▶ TASK GOAL: Quote the records that follow in full, leaving the pictures out.

╔══

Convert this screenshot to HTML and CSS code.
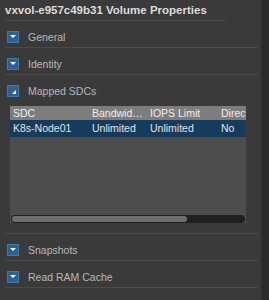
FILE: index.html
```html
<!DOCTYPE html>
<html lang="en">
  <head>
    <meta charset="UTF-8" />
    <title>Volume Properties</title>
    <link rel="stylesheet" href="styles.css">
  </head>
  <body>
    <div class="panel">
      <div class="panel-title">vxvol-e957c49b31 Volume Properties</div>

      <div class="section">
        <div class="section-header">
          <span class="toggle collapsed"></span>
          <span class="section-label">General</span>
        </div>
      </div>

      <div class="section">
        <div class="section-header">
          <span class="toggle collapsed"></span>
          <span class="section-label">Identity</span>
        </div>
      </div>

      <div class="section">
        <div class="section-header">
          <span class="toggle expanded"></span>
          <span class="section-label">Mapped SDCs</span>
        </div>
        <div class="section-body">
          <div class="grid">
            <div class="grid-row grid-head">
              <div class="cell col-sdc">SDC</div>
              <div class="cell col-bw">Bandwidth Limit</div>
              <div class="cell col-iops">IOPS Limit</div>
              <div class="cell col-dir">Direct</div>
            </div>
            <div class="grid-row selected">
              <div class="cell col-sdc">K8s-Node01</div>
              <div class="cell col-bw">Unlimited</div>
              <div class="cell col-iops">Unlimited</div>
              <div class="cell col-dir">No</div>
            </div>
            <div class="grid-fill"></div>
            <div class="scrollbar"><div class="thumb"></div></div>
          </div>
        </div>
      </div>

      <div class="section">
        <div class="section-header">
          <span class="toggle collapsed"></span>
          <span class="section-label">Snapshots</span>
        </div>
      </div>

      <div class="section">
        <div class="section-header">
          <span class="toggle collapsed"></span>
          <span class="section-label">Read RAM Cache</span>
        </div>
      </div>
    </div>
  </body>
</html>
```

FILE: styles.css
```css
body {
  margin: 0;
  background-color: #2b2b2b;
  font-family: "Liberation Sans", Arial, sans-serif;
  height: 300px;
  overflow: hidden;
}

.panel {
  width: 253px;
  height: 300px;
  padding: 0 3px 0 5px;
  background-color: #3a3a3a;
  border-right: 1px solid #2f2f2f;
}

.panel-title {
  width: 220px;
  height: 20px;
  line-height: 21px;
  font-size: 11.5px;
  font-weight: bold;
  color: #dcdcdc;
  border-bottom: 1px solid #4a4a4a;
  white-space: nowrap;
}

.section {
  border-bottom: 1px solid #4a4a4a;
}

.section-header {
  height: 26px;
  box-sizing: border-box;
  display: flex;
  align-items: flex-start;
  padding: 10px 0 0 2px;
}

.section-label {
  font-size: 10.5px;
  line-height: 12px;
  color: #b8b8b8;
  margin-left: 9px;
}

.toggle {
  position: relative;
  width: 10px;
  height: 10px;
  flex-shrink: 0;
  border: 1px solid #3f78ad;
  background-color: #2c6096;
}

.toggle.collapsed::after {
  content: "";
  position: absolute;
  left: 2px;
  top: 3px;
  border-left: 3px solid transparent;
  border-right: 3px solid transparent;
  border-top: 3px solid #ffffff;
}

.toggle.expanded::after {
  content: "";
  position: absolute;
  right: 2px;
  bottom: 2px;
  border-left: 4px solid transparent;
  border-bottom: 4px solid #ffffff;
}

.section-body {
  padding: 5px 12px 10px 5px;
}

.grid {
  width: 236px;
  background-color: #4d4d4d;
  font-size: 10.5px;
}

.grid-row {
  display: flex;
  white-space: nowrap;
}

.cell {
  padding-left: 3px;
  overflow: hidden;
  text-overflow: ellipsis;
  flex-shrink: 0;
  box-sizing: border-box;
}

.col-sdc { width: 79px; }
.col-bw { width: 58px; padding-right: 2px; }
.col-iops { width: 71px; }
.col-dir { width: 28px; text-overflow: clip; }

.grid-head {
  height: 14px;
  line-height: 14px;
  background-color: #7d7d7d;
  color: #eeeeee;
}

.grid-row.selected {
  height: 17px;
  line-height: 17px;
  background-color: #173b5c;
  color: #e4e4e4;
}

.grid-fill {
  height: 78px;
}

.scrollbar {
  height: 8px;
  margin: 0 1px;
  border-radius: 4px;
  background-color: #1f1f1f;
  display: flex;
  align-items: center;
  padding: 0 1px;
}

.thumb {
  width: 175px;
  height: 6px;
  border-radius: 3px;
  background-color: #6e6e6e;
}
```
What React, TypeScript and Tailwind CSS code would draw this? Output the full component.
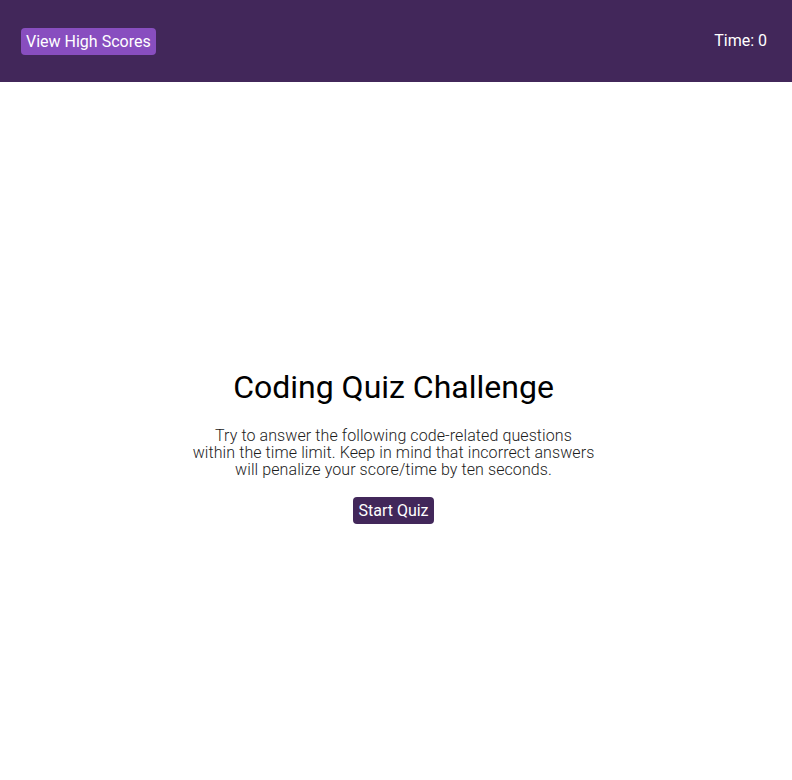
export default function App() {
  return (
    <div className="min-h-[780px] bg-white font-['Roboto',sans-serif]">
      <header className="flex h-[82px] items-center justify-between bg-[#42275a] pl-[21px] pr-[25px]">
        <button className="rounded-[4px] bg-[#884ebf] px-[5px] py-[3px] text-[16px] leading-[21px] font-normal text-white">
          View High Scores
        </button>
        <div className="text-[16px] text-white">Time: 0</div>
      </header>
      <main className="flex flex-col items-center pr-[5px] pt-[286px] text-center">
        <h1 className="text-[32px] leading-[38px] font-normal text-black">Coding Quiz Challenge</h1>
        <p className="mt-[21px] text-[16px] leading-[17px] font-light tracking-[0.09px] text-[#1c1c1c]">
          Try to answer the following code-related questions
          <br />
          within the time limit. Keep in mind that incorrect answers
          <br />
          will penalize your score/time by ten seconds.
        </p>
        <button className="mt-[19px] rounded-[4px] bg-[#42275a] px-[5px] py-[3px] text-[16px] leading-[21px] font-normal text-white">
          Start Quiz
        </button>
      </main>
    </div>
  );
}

╚══

▶ THE RESPONSE:
Convert this screenshot to HTML and CSS code.
FILE: index.html
```html
<!DOCTYPE html>
<html lang="en">
  <head>
    <meta charset="UTF-8" />
    <title>Volume Properties</title>
    <link rel="stylesheet" href="styles.css">
  </head>
  <body>
    <div class="panel">
      <div class="panel-title">vxvol-e957c49b31 Volume Properties</div>

      <div class="section">
        <div class="section-header">
          <span class="toggle collapsed"></span>
          <span class="section-label">General</span>
        </div>
      </div>

      <div class="section">
        <div class="section-header">
          <span class="toggle collapsed"></span>
          <span class="section-label">Identity</span>
        </div>
      </div>

      <div class="section">
        <div class="section-header">
          <span class="toggle expanded"></span>
          <span class="section-label">Mapped SDCs</span>
        </div>
        <div class="section-body">
          <div class="grid">
            <div class="grid-row grid-head">
              <div class="cell col-sdc">SDC</div>
              <div class="cell col-bw">Bandwidth Limit</div>
              <div class="cell col-iops">IOPS Limit</div>
              <div class="cell col-dir">Direct</div>
            </div>
            <div class="grid-row selected">
              <div class="cell col-sdc">K8s-Node01</div>
              <div class="cell col-bw">Unlimited</div>
              <div class="cell col-iops">Unlimited</div>
              <div class="cell col-dir">No</div>
            </div>
            <div class="grid-fill"></div>
            <div class="scrollbar"><div class="thumb"></div></div>
          </div>
        </div>
      </div>

      <div class="section">
        <div class="section-header">
          <span class="toggle collapsed"></span>
          <span class="section-label">Snapshots</span>
        </div>
      </div>

      <div class="section">
        <div class="section-header">
          <span class="toggle collapsed"></span>
          <span class="section-label">Read RAM Cache</span>
        </div>
      </div>
    </div>
  </body>
</html>
```

FILE: styles.css
```css
body {
  margin: 0;
  background-color: #2b2b2b;
  font-family: "Liberation Sans", Arial, sans-serif;
  height: 300px;
  overflow: hidden;
}

.panel {
  width: 253px;
  height: 300px;
  padding: 0 3px 0 5px;
  background-color: #3a3a3a;
  border-right: 1px solid #2f2f2f;
}

.panel-title {
  width: 220px;
  height: 20px;
  line-height: 21px;
  font-size: 11.5px;
  font-weight: bold;
  color: #dcdcdc;
  border-bottom: 1px solid #4a4a4a;
  white-space: nowrap;
}

.section {
  border-bottom: 1px solid #4a4a4a;
}

.section-header {
  height: 26px;
  box-sizing: border-box;
  display: flex;
  align-items: flex-start;
  padding: 10px 0 0 2px;
}

.section-label {
  font-size: 10.5px;
  line-height: 12px;
  color: #b8b8b8;
  margin-left: 9px;
}

.toggle {
  position: relative;
  width: 10px;
  height: 10px;
  flex-shrink: 0;
  border: 1px solid #3f78ad;
  background-color: #2c6096;
}

.toggle.collapsed::after {
  content: "";
  position: absolute;
  left: 2px;
  top: 3px;
  border-left: 3px solid transparent;
  border-right: 3px solid transparent;
  border-top: 3px solid #ffffff;
}

.toggle.expanded::after {
  content: "";
  position: absolute;
  right: 2px;
  bottom: 2px;
  border-left: 4px solid transparent;
  border-bottom: 4px solid #ffffff;
}

.section-body {
  padding: 5px 12px 10px 5px;
}

.grid {
  width: 236px;
  background-color: #4d4d4d;
  font-size: 10.5px;
}

.grid-row {
  display: flex;
  white-space: nowrap;
}

.cell {
  padding-left: 3px;
  overflow: hidden;
  text-overflow: ellipsis;
  flex-shrink: 0;
  box-sizing: border-box;
}

.col-sdc { width: 79px; }
.col-bw { width: 58px; padding-right: 2px; }
.col-iops { width: 71px; }
.col-dir { width: 28px; text-overflow: clip; }

.grid-head {
  height: 14px;
  line-height: 14px;
  background-color: #7d7d7d;
  color: #eeeeee;
}

.grid-row.selected {
  height: 17px;
  line-height: 17px;
  background-color: #173b5c;
  color: #e4e4e4;
}

.grid-fill {
  height: 78px;
}

.scrollbar {
  height: 8px;
  margin: 0 1px;
  border-radius: 4px;
  background-color: #1f1f1f;
  display: flex;
  align-items: center;
  padding: 0 1px;
}

.thumb {
  width: 175px;
  height: 6px;
  border-radius: 3px;
  background-color: #6e6e6e;
}
```
What React, TypeScript and Tailwind CSS code would draw this? Output the full component.
export default function App() {
  return (
    <div className="min-h-[780px] bg-white font-['Roboto',sans-serif]">
      <header className="flex h-[82px] items-center justify-between bg-[#42275a] pl-[21px] pr-[25px]">
        <button className="rounded-[4px] bg-[#884ebf] px-[5px] py-[3px] text-[16px] leading-[21px] font-normal text-white">
          View High Scores
        </button>
        <div className="text-[16px] text-white">Time: 0</div>
      </header>
      <main className="flex flex-col items-center pr-[5px] pt-[286px] text-center">
        <h1 className="text-[32px] leading-[38px] font-normal text-black">Coding Quiz Challenge</h1>
        <p className="mt-[21px] text-[16px] leading-[17px] font-light tracking-[0.09px] text-[#1c1c1c]">
          Try to answer the following code-related questions
          <br />
          within the time limit. Keep in mind that incorrect answers
          <br />
          will penalize your score/time by ten seconds.
        </p>
        <button className="mt-[19px] rounded-[4px] bg-[#42275a] px-[5px] py-[3px] text-[16px] leading-[21px] font-normal text-white">
          Start Quiz
        </button>
      </main>
    </div>
  );
}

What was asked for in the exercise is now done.